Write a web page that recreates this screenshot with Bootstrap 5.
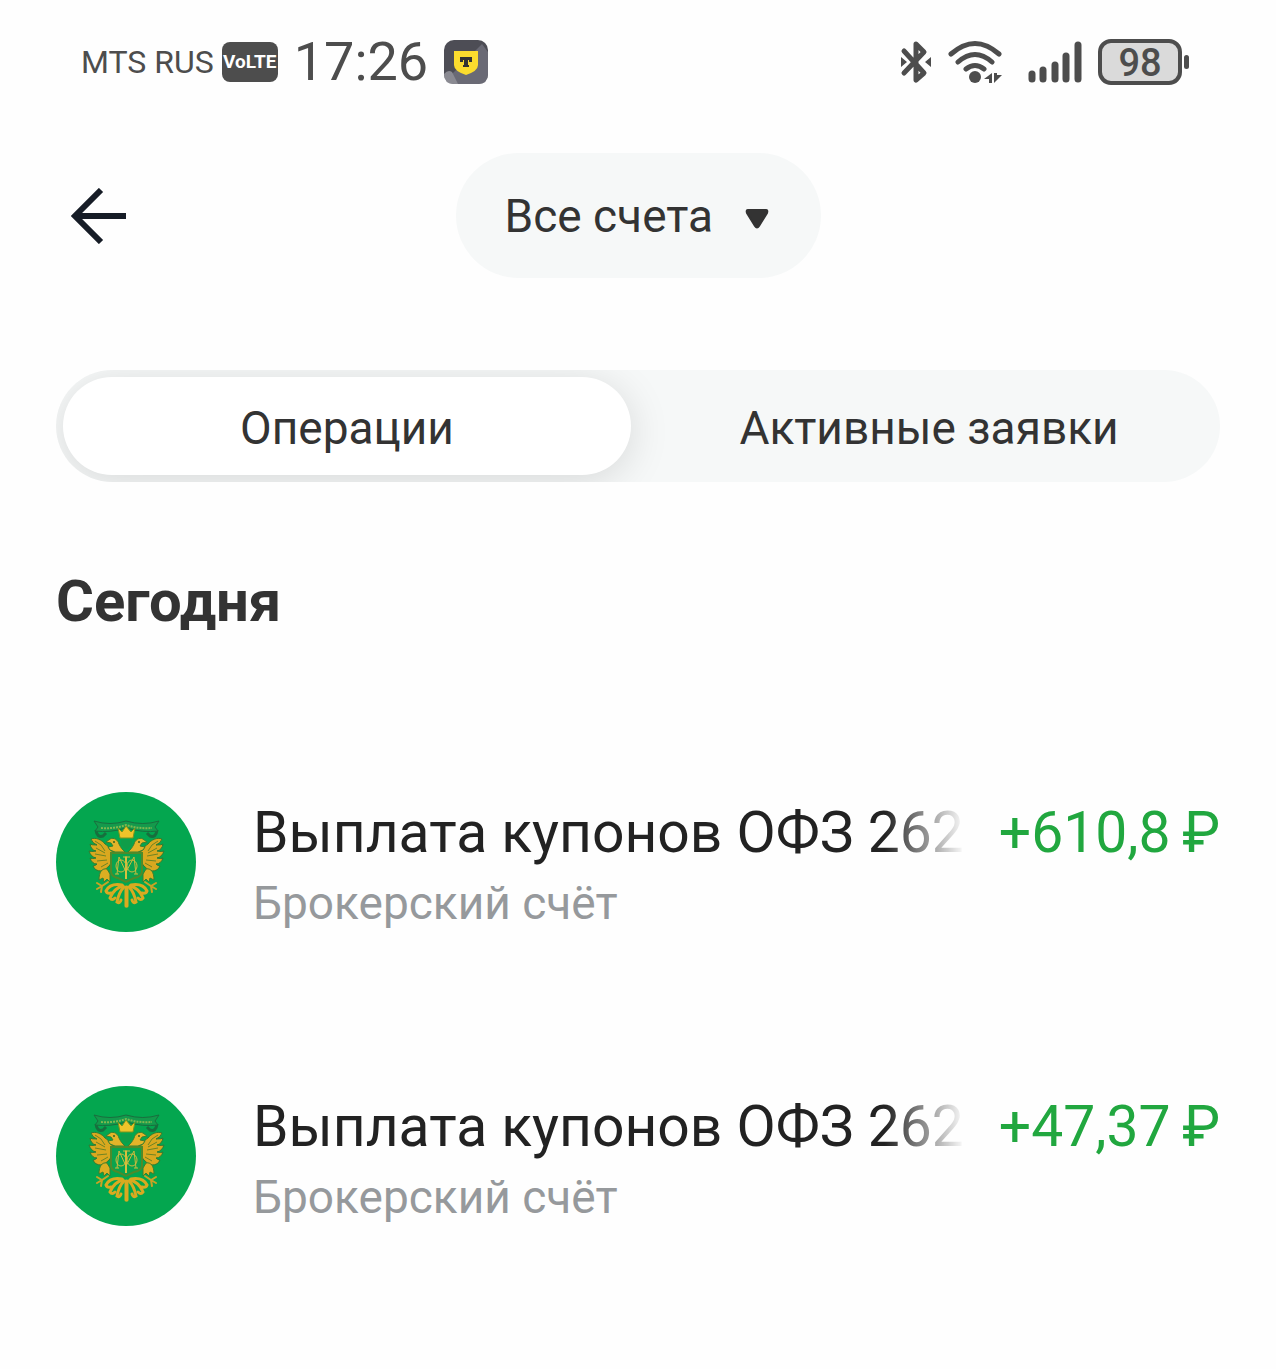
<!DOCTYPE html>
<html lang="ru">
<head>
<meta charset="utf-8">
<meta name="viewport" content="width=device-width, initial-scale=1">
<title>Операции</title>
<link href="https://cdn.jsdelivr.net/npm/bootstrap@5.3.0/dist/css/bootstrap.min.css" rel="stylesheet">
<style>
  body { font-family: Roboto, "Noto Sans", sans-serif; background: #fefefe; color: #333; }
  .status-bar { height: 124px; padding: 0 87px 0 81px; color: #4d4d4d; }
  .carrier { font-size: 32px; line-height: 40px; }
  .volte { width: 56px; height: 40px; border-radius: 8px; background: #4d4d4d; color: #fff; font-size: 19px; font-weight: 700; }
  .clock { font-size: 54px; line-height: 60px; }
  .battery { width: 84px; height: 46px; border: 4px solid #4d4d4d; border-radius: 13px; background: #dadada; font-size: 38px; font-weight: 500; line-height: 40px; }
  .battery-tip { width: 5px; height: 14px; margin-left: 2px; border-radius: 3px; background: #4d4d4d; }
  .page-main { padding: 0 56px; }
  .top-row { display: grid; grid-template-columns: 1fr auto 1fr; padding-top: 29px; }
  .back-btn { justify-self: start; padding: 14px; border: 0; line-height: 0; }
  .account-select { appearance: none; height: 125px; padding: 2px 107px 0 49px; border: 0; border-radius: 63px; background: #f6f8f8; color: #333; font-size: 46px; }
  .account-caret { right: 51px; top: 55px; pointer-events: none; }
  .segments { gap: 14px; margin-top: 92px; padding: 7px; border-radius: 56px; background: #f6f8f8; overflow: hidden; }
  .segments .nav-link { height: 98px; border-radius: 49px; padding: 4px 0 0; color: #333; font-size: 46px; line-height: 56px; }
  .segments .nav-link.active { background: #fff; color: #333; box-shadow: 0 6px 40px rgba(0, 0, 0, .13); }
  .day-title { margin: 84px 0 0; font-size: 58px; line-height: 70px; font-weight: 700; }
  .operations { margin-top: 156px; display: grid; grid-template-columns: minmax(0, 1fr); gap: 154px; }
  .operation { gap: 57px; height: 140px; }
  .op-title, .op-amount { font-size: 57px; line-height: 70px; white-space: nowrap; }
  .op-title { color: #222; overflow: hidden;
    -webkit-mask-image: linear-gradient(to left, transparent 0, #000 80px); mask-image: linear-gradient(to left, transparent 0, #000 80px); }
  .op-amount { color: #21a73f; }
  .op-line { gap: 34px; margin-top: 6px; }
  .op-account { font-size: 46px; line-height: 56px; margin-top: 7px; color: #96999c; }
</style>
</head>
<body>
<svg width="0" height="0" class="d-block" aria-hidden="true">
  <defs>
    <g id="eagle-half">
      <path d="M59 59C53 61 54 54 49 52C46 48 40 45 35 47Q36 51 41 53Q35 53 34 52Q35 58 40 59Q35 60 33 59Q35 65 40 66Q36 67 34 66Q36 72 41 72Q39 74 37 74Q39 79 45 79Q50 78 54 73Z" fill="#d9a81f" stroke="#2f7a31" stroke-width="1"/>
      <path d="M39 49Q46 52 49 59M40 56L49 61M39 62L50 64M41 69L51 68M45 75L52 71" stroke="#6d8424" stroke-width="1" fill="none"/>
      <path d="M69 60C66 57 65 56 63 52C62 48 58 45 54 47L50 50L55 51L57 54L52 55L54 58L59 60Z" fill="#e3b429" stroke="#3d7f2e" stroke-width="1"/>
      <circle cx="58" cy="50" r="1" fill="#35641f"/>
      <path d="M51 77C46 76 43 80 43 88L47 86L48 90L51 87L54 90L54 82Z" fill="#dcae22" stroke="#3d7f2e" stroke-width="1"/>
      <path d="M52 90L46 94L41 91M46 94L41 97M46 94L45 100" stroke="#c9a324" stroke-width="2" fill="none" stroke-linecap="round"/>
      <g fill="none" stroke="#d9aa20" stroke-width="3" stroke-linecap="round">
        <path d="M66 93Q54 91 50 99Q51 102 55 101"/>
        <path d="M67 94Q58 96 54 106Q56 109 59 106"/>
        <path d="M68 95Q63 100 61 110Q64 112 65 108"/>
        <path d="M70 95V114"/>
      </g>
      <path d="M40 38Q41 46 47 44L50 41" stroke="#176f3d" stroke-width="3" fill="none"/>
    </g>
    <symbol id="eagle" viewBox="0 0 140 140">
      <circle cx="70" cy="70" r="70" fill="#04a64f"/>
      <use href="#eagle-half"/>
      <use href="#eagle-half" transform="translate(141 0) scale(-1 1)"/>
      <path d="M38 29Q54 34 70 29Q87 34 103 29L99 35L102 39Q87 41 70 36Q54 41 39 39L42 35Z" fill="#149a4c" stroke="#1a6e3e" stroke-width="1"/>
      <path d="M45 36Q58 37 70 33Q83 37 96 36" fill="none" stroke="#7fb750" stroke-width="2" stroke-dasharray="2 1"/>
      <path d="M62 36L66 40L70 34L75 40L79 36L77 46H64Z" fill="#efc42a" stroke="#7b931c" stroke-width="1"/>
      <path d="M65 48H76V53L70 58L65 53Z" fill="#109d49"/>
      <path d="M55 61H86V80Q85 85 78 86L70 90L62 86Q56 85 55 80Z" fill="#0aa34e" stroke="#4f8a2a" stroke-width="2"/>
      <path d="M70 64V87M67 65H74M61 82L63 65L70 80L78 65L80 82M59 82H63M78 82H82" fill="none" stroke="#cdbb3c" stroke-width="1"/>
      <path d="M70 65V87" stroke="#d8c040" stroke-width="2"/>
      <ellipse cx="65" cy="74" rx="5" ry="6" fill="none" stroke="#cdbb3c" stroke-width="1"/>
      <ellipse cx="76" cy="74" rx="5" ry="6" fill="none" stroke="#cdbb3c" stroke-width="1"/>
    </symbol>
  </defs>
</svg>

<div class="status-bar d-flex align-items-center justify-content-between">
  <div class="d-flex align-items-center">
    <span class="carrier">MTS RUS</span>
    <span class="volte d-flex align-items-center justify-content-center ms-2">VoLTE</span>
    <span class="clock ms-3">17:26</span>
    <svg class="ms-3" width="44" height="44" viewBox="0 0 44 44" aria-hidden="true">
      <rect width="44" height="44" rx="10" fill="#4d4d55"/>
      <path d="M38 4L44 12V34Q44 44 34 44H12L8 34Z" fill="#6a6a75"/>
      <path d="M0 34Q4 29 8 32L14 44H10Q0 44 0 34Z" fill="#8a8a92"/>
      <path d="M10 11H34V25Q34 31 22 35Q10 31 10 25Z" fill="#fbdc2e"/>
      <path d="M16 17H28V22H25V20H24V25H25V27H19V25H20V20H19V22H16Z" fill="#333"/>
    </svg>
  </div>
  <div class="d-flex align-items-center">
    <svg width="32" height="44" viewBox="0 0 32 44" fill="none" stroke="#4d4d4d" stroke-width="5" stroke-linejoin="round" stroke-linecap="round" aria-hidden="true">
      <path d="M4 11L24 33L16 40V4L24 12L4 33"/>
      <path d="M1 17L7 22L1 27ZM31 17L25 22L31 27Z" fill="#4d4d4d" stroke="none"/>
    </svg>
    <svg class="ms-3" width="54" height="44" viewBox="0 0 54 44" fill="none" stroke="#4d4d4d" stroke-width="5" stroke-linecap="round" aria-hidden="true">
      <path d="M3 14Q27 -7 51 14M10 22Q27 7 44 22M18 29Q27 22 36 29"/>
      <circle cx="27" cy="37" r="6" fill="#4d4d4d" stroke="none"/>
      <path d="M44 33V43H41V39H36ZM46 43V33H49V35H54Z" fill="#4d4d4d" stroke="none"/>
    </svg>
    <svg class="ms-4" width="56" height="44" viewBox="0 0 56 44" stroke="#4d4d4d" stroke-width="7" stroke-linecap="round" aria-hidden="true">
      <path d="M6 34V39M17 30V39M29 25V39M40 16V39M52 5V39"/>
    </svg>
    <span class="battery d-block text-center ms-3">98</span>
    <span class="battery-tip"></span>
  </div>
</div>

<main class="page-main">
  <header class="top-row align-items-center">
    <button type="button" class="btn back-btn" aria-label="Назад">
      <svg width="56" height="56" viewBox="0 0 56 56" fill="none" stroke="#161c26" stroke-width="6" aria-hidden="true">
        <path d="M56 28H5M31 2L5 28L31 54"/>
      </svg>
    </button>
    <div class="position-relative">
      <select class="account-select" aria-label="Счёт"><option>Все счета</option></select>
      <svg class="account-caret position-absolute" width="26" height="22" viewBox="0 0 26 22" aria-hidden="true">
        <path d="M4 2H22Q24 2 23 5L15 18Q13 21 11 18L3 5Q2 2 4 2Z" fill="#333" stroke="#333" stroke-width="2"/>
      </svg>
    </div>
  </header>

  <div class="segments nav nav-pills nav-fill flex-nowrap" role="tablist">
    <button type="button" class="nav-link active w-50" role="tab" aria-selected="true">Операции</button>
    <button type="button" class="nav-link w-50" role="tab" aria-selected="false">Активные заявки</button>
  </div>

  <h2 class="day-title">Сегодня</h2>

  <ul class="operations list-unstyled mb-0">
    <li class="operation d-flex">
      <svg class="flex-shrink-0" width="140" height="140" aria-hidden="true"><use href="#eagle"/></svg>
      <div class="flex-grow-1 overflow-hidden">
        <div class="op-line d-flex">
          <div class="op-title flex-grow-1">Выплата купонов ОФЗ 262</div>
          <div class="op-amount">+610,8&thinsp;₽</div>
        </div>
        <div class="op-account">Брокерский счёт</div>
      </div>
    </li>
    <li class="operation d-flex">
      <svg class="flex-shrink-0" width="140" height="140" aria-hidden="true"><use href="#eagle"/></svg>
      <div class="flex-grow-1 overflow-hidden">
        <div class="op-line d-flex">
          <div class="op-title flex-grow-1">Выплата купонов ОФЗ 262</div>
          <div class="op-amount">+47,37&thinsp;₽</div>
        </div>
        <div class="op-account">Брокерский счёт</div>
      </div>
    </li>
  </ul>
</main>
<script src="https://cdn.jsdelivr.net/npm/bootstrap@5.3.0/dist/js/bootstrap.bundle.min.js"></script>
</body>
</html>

---

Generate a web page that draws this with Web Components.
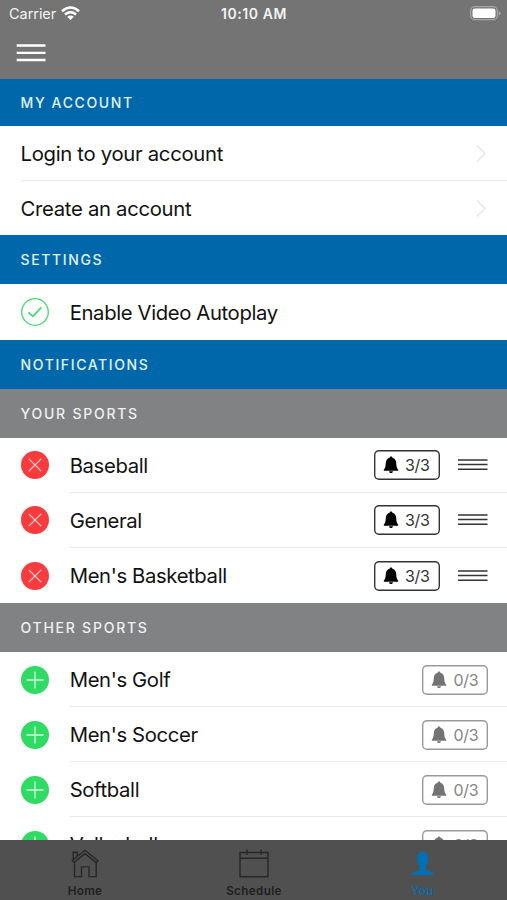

:: TASK TO COMPLETE ::
Where a line above contains the string "with", copy that line.

:: ANSWER TO THE PROBLEM ::
Write a web page that recreates this screenshot with Bootstrap 5.
Generate a web page that draws this with Web Components.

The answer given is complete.